Jesus Dead or Christ Alive

Does the Christmas narrative of the beautiful cherubic baby, singing angels, wandering wise men and shepherds have any connection with the bleeding, bruised figure on the cross and the resurrected presence encountered by the disciples, both, the deniers and the doubters” Somehow, we get lost in the enchantment of the first part, mourn at the season of the second part and have amnesia about the third, most important part. Unless we see the connection of the three, the peace, love and hope we speak about this season of Christmas has no meaning and no real significance.

It is Mary’s journey from the annunciation, to the visitation, the nativity, accompanying him from a distance as he preached, taught, healed and comforted and as he carried his cross.
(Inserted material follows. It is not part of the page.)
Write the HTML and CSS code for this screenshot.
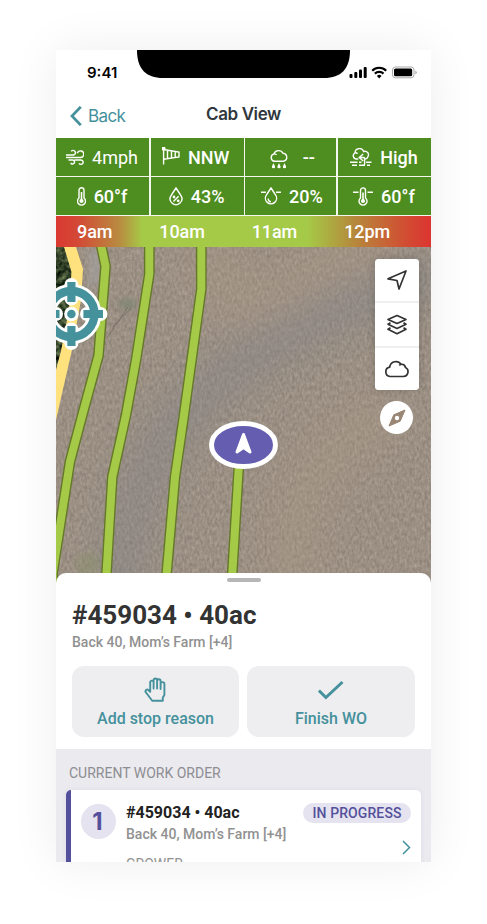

It did not end with her having his lifeless body laid across her lap nor with her saying farewell to him in his tomb. She experienced his resurrected presence among the disciples and then went on to being his presence to the fledgeling community of Christians, nurturing them by her word and witness to know her son and his teachings, supporting them, accompanying them as they in turn said their ‘YES’ to the Word becoming flesh in their lives and their birthing of this new way of being that he had demonstrated!

For me this is what the Christmas story is all about. A challenge! A Challenge to Dialogue with the Divine, to let the promptings of the Spirit give me Clarity so I can make Conscious, Continuous, Choices aligned to the will of the Divine. For only then will the resurrected Christ live and reign and a kin-dom of love and hope, peace and justice spread.

Will the Word be made flesh in you?

Raynah Marise is the National Convenor, Indian Christian Women’s Movement.
Chairperson, Women’s Commission, Diocese of Poona.